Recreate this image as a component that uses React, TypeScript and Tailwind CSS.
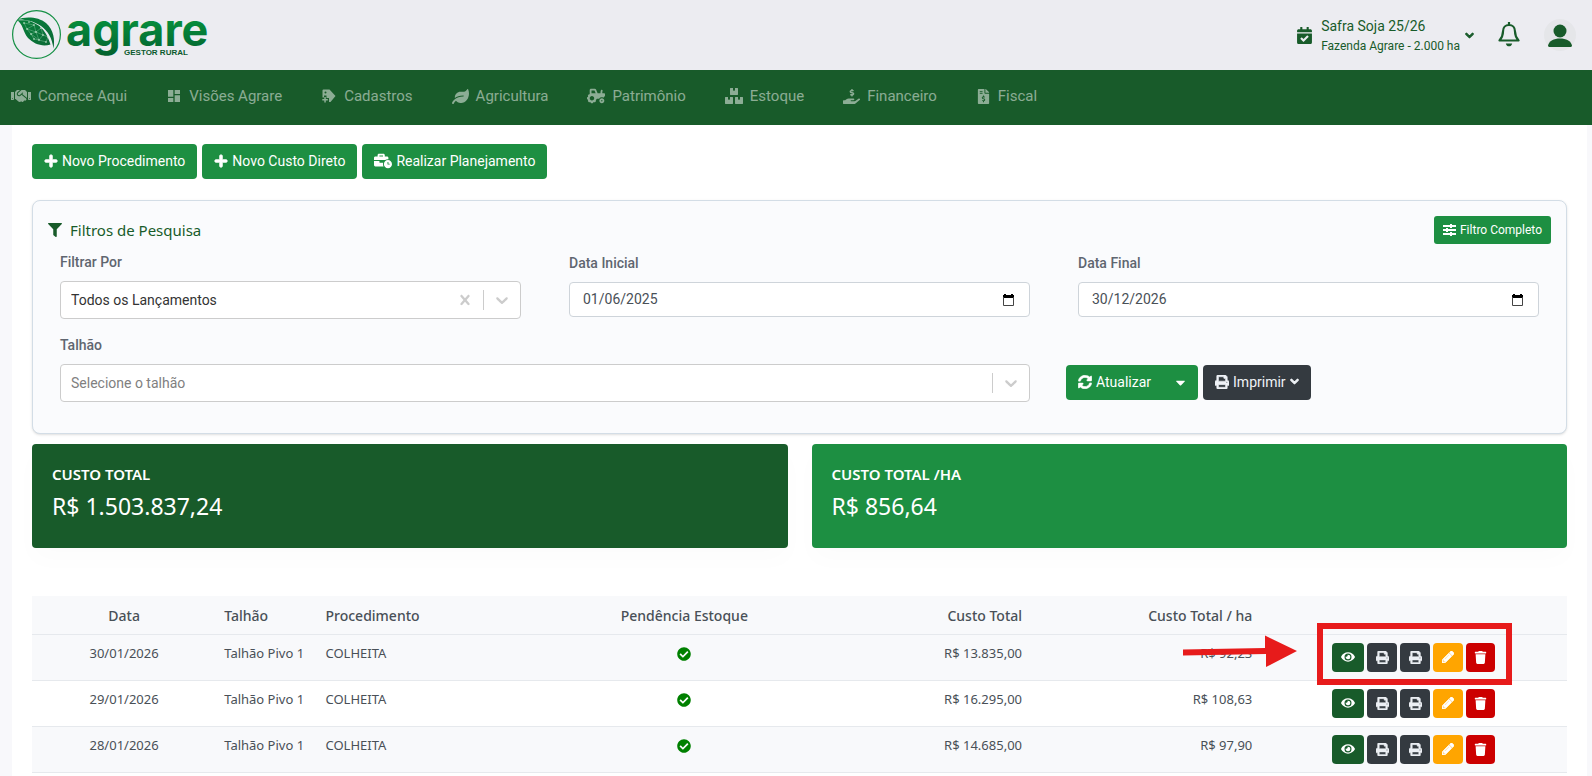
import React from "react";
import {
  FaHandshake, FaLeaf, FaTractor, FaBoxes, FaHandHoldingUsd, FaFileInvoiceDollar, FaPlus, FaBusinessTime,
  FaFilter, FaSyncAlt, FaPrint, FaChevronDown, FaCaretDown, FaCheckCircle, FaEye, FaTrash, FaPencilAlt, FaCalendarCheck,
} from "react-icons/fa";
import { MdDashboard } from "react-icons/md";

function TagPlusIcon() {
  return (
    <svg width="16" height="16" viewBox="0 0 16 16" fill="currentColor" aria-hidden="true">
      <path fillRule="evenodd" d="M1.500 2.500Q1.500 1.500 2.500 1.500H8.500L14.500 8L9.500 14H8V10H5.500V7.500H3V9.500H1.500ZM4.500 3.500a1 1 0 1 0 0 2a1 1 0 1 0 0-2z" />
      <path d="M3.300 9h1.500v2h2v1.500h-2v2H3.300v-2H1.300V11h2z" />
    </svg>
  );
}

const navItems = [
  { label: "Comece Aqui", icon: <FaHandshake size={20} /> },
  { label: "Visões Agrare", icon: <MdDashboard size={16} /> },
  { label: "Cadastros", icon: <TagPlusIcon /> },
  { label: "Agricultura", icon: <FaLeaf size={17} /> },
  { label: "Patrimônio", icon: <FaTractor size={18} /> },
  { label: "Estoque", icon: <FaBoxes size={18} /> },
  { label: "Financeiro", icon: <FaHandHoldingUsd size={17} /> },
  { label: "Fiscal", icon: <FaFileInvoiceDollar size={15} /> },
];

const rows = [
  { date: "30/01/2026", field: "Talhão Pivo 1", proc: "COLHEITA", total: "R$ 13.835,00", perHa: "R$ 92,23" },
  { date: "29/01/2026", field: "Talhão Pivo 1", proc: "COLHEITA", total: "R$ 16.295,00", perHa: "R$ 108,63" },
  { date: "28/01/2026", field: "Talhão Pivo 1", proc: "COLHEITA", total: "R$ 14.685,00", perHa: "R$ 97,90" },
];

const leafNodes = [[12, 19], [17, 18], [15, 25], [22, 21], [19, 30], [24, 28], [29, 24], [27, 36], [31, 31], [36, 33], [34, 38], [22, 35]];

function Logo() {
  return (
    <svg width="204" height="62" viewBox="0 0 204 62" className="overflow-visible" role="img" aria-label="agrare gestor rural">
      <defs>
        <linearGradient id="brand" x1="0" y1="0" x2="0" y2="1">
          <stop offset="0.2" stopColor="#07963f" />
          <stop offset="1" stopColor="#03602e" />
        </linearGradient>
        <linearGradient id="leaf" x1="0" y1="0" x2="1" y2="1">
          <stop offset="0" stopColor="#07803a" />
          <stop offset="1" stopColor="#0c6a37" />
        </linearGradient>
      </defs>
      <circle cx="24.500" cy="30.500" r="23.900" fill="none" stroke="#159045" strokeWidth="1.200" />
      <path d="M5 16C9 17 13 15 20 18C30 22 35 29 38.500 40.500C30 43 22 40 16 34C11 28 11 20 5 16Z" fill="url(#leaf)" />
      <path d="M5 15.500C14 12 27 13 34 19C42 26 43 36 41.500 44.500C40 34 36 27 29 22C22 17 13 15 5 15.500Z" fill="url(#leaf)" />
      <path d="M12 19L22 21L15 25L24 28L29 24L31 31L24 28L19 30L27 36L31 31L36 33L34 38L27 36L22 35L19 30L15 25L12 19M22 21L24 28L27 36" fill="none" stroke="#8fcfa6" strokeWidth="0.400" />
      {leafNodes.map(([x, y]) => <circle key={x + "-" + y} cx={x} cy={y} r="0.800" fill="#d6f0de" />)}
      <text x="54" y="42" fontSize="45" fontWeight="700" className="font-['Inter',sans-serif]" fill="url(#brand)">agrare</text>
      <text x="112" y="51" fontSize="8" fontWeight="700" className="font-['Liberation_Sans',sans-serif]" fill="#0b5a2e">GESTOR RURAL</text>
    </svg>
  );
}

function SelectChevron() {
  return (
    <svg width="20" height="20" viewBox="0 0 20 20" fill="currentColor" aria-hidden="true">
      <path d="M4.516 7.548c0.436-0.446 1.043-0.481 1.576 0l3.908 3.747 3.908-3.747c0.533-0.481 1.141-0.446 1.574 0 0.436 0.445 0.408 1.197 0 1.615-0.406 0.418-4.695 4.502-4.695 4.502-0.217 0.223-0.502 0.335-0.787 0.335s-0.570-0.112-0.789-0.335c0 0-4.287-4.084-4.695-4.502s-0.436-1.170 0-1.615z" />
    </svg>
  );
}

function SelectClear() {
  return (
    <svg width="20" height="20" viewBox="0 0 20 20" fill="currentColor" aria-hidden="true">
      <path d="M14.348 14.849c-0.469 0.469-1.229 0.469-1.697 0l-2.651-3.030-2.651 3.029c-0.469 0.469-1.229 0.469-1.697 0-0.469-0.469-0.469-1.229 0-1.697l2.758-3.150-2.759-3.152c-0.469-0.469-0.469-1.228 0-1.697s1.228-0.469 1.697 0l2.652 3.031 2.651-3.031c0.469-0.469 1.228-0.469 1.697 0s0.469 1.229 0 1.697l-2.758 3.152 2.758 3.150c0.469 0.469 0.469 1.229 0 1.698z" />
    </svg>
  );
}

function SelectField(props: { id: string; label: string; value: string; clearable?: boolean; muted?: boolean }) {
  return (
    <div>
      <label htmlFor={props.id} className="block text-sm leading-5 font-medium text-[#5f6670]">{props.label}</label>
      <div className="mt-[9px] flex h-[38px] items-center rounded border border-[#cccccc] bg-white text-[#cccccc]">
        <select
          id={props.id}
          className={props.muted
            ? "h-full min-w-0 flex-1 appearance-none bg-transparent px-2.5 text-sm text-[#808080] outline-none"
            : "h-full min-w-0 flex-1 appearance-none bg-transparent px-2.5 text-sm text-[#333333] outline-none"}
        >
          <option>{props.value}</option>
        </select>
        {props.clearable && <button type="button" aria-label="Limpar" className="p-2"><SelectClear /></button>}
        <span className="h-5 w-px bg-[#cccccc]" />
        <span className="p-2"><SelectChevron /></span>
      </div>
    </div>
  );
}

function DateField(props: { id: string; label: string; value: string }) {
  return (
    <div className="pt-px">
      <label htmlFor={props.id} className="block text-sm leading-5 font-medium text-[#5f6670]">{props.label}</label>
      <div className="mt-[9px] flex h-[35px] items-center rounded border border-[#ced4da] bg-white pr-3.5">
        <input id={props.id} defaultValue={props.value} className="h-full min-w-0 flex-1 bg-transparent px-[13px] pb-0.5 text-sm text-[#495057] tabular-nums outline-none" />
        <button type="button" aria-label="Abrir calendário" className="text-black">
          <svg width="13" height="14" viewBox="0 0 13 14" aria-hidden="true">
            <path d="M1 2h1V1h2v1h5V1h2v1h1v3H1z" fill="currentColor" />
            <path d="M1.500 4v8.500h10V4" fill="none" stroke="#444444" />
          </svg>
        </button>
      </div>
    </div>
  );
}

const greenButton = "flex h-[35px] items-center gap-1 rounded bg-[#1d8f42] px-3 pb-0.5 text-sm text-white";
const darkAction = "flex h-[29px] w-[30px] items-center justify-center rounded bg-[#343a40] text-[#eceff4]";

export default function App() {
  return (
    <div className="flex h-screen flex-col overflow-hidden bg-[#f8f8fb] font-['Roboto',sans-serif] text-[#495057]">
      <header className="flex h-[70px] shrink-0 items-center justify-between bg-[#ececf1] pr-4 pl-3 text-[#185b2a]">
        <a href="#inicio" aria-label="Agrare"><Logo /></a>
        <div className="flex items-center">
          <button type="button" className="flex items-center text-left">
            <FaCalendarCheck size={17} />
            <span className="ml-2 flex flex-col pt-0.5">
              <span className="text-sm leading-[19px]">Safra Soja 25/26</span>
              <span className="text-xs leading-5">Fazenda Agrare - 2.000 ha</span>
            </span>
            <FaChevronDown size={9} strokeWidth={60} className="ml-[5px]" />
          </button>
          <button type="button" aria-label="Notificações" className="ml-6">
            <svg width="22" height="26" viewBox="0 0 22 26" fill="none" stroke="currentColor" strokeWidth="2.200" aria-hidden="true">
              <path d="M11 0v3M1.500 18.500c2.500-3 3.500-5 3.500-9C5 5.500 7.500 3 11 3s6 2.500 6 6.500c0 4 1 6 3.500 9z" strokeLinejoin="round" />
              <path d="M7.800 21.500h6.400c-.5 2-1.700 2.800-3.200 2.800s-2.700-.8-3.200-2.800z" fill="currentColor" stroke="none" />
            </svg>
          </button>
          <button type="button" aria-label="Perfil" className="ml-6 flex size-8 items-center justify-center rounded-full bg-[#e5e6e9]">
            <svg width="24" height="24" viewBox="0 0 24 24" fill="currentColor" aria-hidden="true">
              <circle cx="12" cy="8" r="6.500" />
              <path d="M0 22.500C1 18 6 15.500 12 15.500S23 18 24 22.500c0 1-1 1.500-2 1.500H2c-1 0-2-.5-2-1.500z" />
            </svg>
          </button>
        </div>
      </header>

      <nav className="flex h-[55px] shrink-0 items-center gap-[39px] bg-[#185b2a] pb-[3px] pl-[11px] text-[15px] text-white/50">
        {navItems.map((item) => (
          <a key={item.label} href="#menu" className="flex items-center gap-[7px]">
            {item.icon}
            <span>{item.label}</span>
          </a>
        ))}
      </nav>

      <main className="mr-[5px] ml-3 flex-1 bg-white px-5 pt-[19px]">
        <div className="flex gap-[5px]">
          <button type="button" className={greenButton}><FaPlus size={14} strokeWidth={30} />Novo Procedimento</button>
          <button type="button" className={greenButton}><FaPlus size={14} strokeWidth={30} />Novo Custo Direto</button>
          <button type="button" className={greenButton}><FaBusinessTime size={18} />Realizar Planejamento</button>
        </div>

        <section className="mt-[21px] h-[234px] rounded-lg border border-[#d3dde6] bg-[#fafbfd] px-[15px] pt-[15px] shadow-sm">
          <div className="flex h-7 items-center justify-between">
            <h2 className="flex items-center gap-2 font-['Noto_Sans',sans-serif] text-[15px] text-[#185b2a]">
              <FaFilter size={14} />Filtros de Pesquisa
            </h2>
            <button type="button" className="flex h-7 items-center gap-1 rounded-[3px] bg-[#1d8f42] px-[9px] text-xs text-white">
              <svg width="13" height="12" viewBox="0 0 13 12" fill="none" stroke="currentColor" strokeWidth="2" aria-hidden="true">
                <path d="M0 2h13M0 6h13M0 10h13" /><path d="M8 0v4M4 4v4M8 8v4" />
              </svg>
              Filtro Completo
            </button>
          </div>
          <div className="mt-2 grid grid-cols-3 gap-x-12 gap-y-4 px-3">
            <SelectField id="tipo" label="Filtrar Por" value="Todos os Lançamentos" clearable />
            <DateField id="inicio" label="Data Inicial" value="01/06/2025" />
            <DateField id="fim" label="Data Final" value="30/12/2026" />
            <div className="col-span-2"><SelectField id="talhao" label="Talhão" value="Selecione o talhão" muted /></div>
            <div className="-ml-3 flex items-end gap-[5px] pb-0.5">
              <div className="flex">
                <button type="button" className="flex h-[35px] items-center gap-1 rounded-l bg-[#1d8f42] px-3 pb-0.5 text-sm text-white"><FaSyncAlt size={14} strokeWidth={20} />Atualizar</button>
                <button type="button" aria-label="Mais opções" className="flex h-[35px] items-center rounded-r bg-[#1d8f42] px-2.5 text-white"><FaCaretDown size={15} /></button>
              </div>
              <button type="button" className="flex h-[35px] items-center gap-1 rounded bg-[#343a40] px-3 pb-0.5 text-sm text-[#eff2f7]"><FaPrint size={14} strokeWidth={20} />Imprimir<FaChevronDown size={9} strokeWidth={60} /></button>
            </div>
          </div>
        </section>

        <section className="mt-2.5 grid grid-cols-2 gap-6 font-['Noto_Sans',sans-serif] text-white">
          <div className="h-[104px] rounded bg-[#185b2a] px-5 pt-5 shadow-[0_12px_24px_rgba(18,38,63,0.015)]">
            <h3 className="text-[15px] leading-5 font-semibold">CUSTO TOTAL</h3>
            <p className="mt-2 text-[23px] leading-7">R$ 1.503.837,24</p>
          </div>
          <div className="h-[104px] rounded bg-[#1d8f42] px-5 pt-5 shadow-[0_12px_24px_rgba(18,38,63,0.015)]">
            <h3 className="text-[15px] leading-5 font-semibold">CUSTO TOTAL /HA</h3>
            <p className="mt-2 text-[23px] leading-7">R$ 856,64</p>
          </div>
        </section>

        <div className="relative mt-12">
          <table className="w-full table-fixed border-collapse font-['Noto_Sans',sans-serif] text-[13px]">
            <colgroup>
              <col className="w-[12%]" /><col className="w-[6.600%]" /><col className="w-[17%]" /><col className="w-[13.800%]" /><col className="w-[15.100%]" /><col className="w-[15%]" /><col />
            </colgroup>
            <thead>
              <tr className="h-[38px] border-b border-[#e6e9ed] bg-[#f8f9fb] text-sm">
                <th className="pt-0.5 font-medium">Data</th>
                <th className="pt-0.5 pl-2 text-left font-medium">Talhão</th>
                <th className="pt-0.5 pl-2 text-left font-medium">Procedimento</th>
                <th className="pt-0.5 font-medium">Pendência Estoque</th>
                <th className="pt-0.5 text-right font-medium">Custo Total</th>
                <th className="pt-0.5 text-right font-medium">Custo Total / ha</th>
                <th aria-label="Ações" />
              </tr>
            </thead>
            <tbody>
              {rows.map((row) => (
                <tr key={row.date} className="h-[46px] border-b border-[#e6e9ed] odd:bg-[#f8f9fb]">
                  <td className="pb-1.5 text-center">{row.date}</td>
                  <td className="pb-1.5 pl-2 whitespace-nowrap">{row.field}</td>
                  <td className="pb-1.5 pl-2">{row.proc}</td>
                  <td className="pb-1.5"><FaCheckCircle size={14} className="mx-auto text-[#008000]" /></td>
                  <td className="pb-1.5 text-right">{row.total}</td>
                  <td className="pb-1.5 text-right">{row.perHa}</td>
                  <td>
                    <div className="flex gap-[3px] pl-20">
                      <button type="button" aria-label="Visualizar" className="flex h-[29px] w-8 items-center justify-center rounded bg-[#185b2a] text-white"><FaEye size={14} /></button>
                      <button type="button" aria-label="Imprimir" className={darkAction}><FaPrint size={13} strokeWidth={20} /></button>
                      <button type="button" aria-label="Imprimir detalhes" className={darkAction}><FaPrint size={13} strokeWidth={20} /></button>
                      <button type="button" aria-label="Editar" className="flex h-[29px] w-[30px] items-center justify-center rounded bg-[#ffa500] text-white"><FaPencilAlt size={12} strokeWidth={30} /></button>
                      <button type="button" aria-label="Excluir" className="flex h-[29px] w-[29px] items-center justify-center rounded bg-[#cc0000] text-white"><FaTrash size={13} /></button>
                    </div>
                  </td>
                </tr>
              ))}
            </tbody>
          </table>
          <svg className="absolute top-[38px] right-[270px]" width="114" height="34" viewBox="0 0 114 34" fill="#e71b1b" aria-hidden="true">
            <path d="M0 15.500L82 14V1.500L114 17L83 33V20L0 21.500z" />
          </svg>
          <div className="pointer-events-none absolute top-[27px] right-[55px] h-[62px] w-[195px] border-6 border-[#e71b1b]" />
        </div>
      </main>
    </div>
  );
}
□ □ □
Work instructions
Write out an exact copy of the listing, first line through the line containing "38], [22, 35]];", with the pictures left out.

Final answer
Recreate this image as a component that uses React, TypeScript and Tailwind CSS.
import React from "react";
import {
  FaHandshake, FaLeaf, FaTractor, FaBoxes, FaHandHoldingUsd, FaFileInvoiceDollar, FaPlus, FaBusinessTime,
  FaFilter, FaSyncAlt, FaPrint, FaChevronDown, FaCaretDown, FaCheckCircle, FaEye, FaTrash, FaPencilAlt, FaCalendarCheck,
} from "react-icons/fa";
import { MdDashboard } from "react-icons/md";

function TagPlusIcon() {
  return (
    <svg width="16" height="16" viewBox="0 0 16 16" fill="currentColor" aria-hidden="true">
      <path fillRule="evenodd" d="M1.500 2.500Q1.500 1.500 2.500 1.500H8.500L14.500 8L9.500 14H8V10H5.500V7.500H3V9.500H1.500ZM4.500 3.500a1 1 0 1 0 0 2a1 1 0 1 0 0-2z" />
      <path d="M3.300 9h1.500v2h2v1.500h-2v2H3.300v-2H1.300V11h2z" />
    </svg>
  );
}

const navItems = [
  { label: "Comece Aqui", icon: <FaHandshake size={20} /> },
  { label: "Visões Agrare", icon: <MdDashboard size={16} /> },
  { label: "Cadastros", icon: <TagPlusIcon /> },
  { label: "Agricultura", icon: <FaLeaf size={17} /> },
  { label: "Patrimônio", icon: <FaTractor size={18} /> },
  { label: "Estoque", icon: <FaBoxes size={18} /> },
  { label: "Financeiro", icon: <FaHandHoldingUsd size={17} /> },
  { label: "Fiscal", icon: <FaFileInvoiceDollar size={15} /> },
];

const rows = [
  { date: "30/01/2026", field: "Talhão Pivo 1", proc: "COLHEITA", total: "R$ 13.835,00", perHa: "R$ 92,23" },
  { date: "29/01/2026", field: "Talhão Pivo 1", proc: "COLHEITA", total: "R$ 16.295,00", perHa: "R$ 108,63" },
  { date: "28/01/2026", field: "Talhão Pivo 1", proc: "COLHEITA", total: "R$ 14.685,00", perHa: "R$ 97,90" },
];

const leafNodes = [[12, 19], [17, 18], [15, 25], [22, 21], [19, 30], [24, 28], [29, 24], [27, 36], [31, 31], [36, 33], [34, 38], [22, 35]];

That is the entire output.